There’s enough case law to stock a good-sized law review article, but I’ll spare y’all.

There’s Supremes learning that IRS has more than the usual presumption of correctness when it comes to accounting methods. Ya see, GAAP is for management, investors, lenders, creditors, and certain regulators. IRS is there to guard the fisc, a supercreditor.

“Clearly” means honestly, straightforwardly, plainly, and frankly, but not necessarily perfectly, without fault or flaw. Judge Holmes laments that the case law is jumbled and scrambled, but that’s what we have.

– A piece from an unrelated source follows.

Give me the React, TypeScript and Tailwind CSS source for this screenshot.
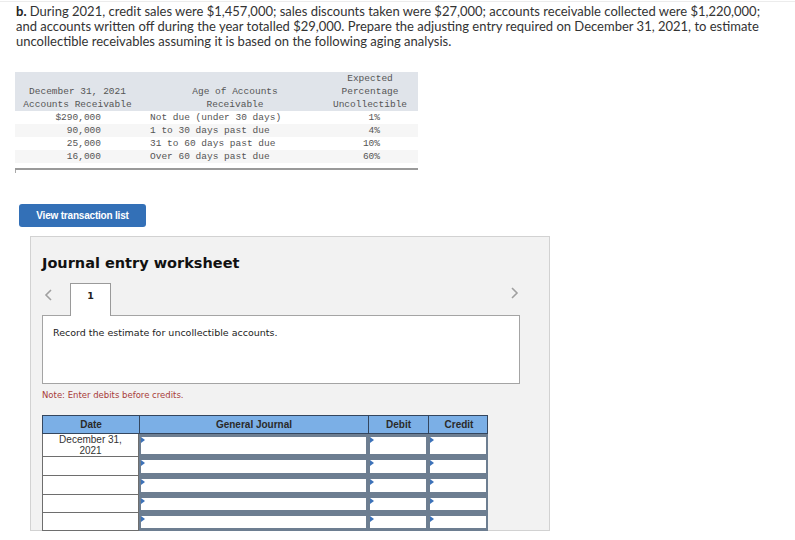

“Yet on the undisputed facts of this case, some of these additional factors also favor Continuing Life: The expenses that Continuing Life incurs because of its continuing-care promise are expenses that it incurs over the entire lifespan of each of its residents, yet it is entitled to the Deferred Fees only when residents depart from the community. We can conclude from this that Continuing Life’s method matches income and expenses better than the accelerated treatment that the Commissioner proposes. We can also conclude from this that Continuing Life’s method, even when viewed on an annual basis, looks like a better match than the Commissioner’s because it recognizes income each year that a resident continues to live in the community and thus impels Community Life to incur expenses on that resident’s behalf.” T. C. Memo. 2022-31, at p. 20.

And the Deferred Fees are not so unique. “Deferred Fees are without doubt material to Continuing Life’s bottom line, but their treatment as an accrued item by a taxpayer following the accrual method doesn’t mark them as out of the ordinary (as it might, for example, for a cash-method taxpayer who uses accrual accounting for a particular item of material expense).” T. C. Memo. 2022-31, at p. 21.

Under the “all-events” test for recognition on the accrual basis, CA law and the Oakies’ operating license requires payment only on death or voluntary vacatur. Until then, the Oakies had to perform the services contracted for. No receipt or recognition by the Oakies until then, so life expectancy is a reasonable yardstick.

And the Oakies couldn’t touch the Deferred Fees until they performed.

IRS has discretion, but the Oakies win.